→ **Work to complete**: Retype exactly the lines from the line containing "Give me the HTML source for this page." through the line containing "</body></html>", both included, and nothing more; skip the pictures.

→ **Extracted data**:
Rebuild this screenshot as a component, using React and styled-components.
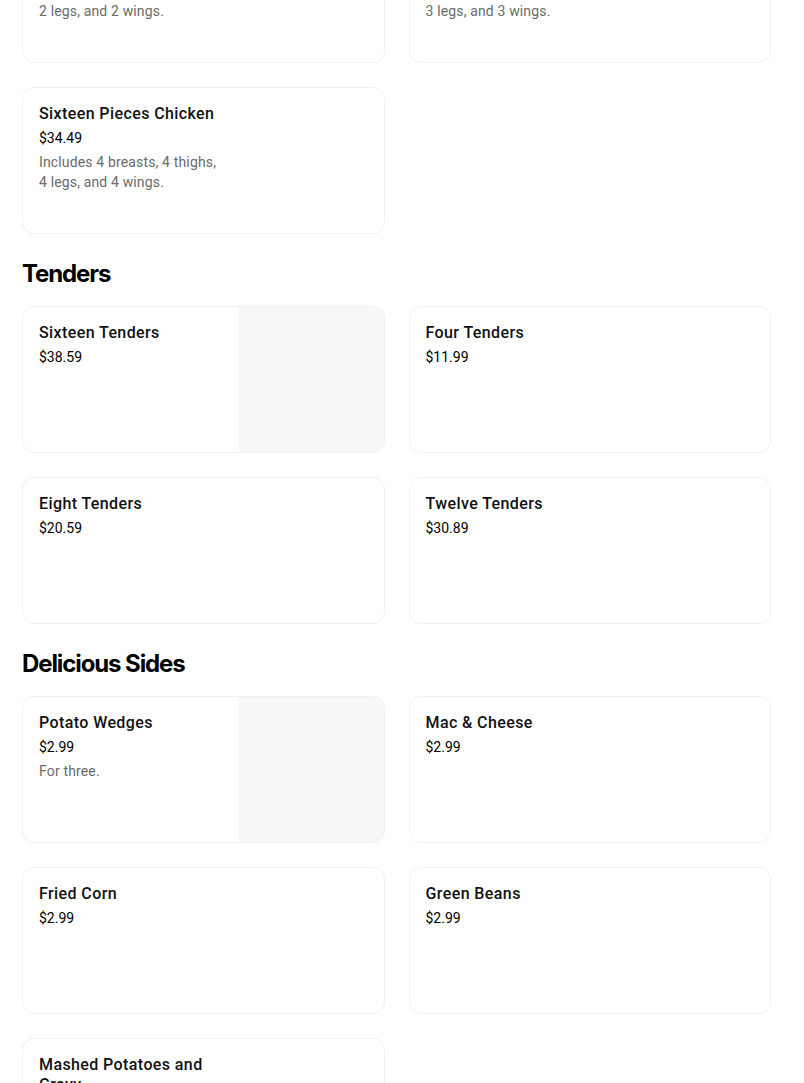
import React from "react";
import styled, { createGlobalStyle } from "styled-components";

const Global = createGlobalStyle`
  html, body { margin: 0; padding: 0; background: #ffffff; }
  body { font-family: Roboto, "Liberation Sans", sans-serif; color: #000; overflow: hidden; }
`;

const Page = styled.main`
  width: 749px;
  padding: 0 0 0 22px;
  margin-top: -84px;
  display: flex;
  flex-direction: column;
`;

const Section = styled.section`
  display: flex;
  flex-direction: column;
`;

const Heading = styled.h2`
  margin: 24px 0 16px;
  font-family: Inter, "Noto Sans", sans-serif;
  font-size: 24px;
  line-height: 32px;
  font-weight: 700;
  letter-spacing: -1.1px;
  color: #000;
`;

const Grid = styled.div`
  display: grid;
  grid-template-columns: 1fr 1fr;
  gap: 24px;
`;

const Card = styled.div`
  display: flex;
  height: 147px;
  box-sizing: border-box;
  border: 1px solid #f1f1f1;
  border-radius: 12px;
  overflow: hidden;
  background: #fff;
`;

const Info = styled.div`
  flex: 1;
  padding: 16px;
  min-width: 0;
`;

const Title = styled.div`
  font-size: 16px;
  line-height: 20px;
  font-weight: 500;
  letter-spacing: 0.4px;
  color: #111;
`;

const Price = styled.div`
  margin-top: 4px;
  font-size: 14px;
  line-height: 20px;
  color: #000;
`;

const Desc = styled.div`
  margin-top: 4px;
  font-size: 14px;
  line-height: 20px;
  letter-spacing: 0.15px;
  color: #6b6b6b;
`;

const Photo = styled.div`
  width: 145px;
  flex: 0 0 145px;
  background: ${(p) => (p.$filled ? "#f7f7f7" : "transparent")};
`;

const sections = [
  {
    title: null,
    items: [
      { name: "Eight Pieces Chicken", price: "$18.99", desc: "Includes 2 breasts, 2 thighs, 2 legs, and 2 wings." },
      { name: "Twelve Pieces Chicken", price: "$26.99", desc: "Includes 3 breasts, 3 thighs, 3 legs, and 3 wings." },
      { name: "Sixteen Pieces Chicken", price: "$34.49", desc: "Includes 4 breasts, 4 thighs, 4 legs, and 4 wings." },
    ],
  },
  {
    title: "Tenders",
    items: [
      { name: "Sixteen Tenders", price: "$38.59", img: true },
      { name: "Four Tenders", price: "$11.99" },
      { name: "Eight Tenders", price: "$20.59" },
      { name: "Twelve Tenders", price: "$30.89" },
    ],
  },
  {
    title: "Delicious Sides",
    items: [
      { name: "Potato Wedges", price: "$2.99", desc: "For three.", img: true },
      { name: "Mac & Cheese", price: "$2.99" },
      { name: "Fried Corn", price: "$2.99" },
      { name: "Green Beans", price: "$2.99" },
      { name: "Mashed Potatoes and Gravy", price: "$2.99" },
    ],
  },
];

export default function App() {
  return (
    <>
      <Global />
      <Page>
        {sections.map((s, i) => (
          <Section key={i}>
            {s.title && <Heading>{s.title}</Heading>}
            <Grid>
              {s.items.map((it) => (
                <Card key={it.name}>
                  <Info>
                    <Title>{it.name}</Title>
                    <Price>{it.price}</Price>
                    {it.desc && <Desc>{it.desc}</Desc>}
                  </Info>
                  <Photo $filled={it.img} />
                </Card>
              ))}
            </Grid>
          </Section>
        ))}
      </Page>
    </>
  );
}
...
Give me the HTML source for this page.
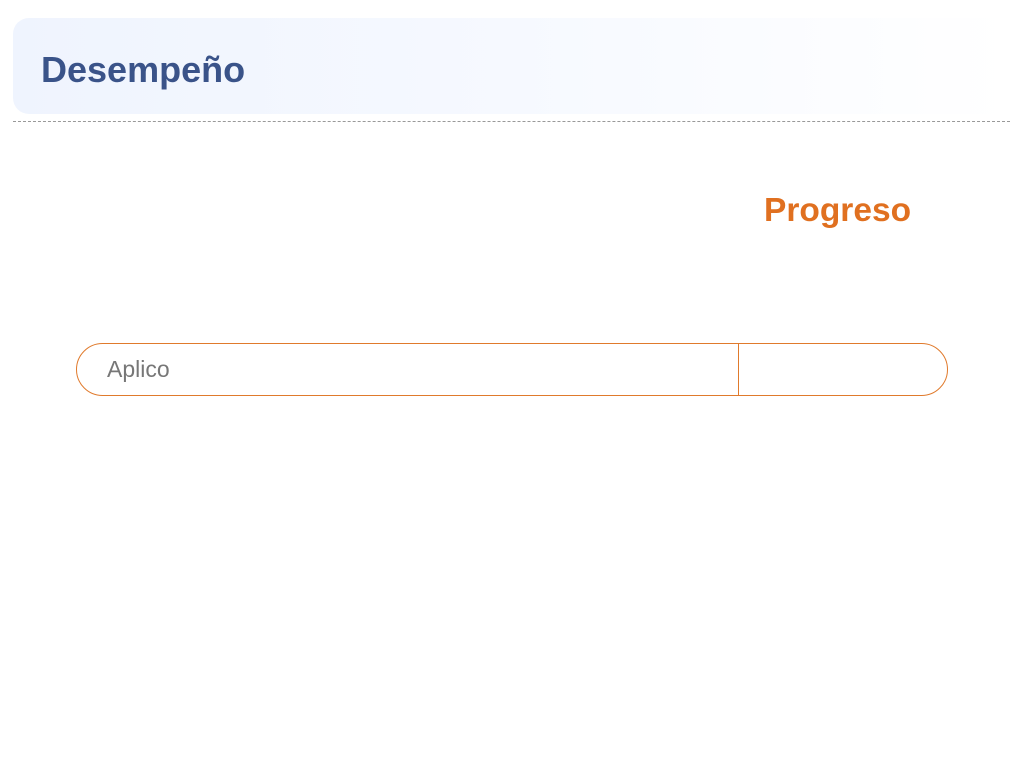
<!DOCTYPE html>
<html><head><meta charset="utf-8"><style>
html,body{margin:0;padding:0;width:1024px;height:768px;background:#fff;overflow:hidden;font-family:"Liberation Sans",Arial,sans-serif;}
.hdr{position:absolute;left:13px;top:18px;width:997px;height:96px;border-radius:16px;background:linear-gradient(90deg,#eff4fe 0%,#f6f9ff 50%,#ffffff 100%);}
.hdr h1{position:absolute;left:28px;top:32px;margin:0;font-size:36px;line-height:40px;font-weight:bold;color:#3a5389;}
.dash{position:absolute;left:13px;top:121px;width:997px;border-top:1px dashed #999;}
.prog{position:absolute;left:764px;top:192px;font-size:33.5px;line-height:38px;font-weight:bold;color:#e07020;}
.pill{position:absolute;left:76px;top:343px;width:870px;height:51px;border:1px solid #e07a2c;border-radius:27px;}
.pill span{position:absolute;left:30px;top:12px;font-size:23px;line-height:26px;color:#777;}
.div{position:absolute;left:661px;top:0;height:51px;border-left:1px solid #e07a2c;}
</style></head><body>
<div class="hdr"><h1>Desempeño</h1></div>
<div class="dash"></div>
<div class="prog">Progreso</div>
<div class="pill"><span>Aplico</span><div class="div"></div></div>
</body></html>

→ **Output**:
Give me the HTML source for this page.
<!DOCTYPE html>
<html><head><meta charset="utf-8"><style>
html,body{margin:0;padding:0;width:1024px;height:768px;background:#fff;overflow:hidden;font-family:"Liberation Sans",Arial,sans-serif;}
.hdr{position:absolute;left:13px;top:18px;width:997px;height:96px;border-radius:16px;background:linear-gradient(90deg,#eff4fe 0%,#f6f9ff 50%,#ffffff 100%);}
.hdr h1{position:absolute;left:28px;top:32px;margin:0;font-size:36px;line-height:40px;font-weight:bold;color:#3a5389;}
.dash{position:absolute;left:13px;top:121px;width:997px;border-top:1px dashed #999;}
.prog{position:absolute;left:764px;top:192px;font-size:33.5px;line-height:38px;font-weight:bold;color:#e07020;}
.pill{position:absolute;left:76px;top:343px;width:870px;height:51px;border:1px solid #e07a2c;border-radius:27px;}
.pill span{position:absolute;left:30px;top:12px;font-size:23px;line-height:26px;color:#777;}
.div{position:absolute;left:661px;top:0;height:51px;border-left:1px solid #e07a2c;}
</style></head><body>
<div class="hdr"><h1>Desempeño</h1></div>
<div class="dash"></div>
<div class="prog">Progreso</div>
<div class="pill"><span>Aplico</span><div class="div"></div></div>
</body></html>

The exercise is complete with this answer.